*Short exercise*: Say how many lines contain "screenshot", using only the number.

Data listing
— Begin —
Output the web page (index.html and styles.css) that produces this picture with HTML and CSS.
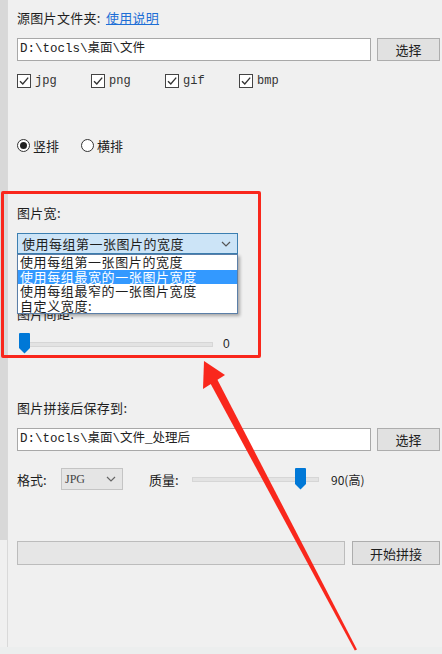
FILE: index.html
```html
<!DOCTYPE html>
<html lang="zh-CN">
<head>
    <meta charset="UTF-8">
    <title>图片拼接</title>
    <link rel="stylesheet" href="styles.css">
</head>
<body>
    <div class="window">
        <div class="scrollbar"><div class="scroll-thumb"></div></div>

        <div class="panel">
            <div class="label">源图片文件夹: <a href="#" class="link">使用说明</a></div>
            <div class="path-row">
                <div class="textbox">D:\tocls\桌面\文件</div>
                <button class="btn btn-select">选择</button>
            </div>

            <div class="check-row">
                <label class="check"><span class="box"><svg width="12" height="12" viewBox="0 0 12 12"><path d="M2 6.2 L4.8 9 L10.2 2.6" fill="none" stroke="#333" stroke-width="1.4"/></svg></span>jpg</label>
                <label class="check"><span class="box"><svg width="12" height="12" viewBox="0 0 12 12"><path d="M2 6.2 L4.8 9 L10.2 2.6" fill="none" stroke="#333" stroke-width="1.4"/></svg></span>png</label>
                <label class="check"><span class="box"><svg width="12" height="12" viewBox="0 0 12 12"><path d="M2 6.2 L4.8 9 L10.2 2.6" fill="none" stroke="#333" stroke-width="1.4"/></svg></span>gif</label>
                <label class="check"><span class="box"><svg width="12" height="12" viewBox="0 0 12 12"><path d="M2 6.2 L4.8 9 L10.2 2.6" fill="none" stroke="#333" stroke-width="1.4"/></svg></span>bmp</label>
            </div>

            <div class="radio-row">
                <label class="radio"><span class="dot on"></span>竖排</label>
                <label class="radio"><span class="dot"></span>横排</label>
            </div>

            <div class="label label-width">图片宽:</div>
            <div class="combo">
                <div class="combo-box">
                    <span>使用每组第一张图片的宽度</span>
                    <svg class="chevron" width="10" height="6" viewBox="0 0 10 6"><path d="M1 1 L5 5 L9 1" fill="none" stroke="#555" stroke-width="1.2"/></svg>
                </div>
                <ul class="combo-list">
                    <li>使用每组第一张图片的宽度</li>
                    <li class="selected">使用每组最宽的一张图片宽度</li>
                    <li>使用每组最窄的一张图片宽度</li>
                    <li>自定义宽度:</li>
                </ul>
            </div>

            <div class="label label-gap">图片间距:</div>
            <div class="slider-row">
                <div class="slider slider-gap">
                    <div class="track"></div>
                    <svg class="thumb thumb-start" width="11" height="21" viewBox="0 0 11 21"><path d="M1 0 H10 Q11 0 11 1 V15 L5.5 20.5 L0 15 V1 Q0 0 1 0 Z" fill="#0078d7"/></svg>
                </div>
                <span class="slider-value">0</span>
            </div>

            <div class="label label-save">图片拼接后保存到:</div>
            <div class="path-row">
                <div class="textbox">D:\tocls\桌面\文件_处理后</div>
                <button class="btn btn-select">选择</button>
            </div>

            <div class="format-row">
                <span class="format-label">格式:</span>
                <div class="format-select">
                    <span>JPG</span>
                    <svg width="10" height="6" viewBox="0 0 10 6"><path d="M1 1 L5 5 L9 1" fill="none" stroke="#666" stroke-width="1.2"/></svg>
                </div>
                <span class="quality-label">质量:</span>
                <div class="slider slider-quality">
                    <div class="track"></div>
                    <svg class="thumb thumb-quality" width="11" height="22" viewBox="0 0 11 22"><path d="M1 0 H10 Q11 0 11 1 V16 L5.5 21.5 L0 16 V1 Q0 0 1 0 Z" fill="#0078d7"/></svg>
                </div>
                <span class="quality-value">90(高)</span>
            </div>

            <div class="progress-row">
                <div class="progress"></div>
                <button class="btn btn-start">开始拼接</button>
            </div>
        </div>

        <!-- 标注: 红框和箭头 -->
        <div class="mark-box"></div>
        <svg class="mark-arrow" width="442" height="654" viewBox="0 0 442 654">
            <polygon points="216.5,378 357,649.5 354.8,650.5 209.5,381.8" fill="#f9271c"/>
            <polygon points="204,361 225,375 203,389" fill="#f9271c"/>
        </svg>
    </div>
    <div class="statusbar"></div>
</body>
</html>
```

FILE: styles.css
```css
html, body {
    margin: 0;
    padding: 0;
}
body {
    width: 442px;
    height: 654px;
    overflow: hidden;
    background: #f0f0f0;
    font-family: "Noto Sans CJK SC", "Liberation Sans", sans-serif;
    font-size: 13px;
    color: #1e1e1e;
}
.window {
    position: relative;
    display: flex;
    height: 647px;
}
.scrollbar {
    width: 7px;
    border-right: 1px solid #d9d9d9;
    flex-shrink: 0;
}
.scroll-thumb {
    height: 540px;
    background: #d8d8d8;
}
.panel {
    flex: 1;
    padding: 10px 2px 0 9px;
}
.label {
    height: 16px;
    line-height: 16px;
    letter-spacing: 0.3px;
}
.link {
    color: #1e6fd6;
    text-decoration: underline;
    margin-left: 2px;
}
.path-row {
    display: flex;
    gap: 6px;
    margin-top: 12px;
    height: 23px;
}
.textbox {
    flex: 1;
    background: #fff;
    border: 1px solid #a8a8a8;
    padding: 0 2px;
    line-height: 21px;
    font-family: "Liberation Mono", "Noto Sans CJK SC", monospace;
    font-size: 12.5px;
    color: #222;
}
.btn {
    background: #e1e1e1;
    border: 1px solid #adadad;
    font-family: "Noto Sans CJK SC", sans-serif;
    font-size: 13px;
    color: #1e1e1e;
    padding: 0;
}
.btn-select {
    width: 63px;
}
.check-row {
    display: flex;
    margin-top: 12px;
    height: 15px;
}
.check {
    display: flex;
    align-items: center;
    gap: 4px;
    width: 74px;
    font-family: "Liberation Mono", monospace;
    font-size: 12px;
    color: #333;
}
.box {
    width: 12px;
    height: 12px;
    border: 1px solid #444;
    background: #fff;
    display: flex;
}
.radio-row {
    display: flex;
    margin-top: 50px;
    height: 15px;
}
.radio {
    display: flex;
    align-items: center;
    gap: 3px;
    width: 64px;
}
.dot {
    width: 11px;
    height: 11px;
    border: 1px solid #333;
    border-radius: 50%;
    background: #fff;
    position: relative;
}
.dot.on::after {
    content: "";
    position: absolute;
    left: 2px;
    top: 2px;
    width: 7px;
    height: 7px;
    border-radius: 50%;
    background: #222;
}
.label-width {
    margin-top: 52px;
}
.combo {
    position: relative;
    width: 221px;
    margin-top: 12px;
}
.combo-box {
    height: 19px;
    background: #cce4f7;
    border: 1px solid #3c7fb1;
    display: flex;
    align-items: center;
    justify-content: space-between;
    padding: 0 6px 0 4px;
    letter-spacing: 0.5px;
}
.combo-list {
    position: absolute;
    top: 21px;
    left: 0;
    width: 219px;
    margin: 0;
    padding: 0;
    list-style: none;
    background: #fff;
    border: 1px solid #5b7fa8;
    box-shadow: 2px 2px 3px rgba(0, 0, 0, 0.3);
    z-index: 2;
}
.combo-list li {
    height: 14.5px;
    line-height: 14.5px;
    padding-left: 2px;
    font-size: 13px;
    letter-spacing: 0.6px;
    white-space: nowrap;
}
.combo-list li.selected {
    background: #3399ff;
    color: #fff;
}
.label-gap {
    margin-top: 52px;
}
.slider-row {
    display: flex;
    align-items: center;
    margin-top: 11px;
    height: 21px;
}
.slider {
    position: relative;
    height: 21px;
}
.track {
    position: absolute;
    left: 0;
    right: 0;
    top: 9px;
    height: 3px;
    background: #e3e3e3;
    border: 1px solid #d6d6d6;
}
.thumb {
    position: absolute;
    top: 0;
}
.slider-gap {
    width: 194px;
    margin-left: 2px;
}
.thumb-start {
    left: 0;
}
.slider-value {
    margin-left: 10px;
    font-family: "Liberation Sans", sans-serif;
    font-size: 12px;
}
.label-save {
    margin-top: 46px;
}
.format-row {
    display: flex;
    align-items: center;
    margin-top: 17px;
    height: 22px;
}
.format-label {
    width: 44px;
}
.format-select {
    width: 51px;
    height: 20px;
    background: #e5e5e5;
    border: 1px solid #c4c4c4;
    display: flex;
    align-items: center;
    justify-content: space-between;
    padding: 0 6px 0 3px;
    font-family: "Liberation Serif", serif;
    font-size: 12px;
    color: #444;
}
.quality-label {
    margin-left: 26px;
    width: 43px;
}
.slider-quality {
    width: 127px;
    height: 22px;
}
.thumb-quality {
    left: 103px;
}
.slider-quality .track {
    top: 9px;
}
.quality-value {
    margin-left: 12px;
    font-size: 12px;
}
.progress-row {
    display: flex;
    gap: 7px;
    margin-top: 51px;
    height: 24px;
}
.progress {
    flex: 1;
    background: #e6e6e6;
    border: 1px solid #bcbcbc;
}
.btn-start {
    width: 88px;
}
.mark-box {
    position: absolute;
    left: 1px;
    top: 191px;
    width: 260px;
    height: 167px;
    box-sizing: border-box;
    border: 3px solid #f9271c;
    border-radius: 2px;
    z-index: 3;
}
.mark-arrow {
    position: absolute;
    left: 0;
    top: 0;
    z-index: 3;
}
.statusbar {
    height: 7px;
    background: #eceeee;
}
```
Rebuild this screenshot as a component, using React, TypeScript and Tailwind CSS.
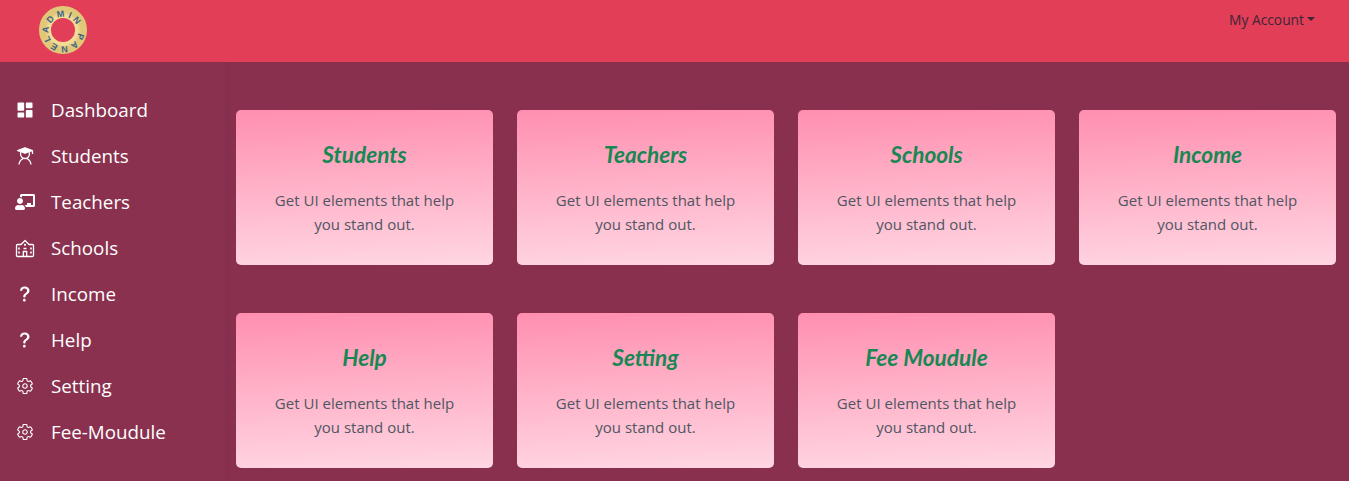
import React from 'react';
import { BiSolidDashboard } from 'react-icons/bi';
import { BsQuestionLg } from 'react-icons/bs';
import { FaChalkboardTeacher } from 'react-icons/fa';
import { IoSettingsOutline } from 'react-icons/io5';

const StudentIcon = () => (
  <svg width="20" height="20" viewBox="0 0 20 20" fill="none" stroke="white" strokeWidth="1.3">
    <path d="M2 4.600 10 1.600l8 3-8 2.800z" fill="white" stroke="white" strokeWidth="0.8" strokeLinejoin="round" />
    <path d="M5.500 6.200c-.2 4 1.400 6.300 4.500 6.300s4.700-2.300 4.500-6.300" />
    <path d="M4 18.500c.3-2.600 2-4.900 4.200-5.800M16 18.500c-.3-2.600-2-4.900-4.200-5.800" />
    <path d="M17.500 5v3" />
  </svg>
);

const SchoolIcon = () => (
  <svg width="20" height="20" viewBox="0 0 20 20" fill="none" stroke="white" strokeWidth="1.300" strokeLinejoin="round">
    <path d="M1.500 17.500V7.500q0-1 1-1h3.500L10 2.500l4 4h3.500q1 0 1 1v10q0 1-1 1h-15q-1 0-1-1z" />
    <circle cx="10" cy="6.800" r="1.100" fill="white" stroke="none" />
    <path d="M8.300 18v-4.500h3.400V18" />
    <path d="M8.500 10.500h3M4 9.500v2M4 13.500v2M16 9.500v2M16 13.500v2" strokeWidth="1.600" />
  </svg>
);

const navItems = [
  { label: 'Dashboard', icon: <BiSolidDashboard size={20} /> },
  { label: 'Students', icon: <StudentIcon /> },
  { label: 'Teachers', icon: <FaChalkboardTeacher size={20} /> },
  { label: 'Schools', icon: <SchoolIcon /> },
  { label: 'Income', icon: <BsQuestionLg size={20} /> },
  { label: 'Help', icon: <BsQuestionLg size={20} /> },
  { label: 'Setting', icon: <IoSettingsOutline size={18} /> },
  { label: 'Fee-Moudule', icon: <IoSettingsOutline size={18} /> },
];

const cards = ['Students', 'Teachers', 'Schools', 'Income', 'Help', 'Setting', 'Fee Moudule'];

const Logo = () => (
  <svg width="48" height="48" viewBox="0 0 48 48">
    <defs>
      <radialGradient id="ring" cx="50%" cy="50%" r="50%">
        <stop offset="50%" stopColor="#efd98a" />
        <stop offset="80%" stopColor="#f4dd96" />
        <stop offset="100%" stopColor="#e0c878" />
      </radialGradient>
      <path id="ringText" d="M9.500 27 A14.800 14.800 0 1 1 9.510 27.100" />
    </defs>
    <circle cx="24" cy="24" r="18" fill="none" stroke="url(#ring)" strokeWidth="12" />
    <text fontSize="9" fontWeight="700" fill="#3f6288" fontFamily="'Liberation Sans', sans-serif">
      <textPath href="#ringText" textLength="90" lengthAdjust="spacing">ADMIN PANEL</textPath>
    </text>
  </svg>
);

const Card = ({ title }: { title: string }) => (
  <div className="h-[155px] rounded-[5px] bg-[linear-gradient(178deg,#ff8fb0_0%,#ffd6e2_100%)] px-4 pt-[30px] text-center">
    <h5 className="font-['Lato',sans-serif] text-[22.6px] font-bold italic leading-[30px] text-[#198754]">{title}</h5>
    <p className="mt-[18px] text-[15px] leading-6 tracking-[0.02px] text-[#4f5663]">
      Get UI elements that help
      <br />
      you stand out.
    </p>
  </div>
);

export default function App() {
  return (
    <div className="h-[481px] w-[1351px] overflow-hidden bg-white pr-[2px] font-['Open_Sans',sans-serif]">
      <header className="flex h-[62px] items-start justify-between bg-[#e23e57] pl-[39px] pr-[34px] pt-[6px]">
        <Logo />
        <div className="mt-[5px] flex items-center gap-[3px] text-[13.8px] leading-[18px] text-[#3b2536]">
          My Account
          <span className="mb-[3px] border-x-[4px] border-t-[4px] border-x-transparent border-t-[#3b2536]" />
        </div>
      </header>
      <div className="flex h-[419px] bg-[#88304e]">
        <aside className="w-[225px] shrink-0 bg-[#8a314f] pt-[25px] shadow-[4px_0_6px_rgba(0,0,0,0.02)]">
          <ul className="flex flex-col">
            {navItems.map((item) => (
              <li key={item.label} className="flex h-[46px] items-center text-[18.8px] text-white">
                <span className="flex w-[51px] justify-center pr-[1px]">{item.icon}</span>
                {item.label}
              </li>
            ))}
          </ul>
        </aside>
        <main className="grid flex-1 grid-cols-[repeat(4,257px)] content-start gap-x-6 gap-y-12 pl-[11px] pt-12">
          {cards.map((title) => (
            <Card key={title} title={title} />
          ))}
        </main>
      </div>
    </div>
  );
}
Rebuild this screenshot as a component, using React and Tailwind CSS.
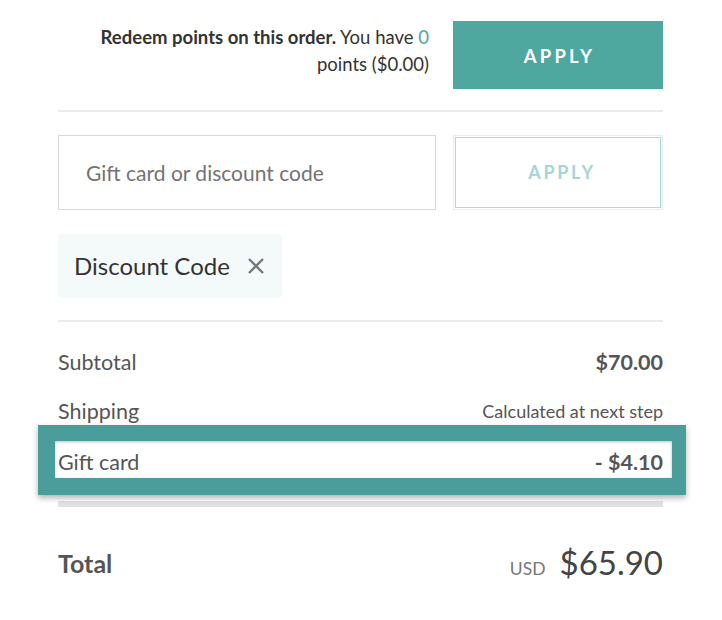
— End —
*Final result*: 2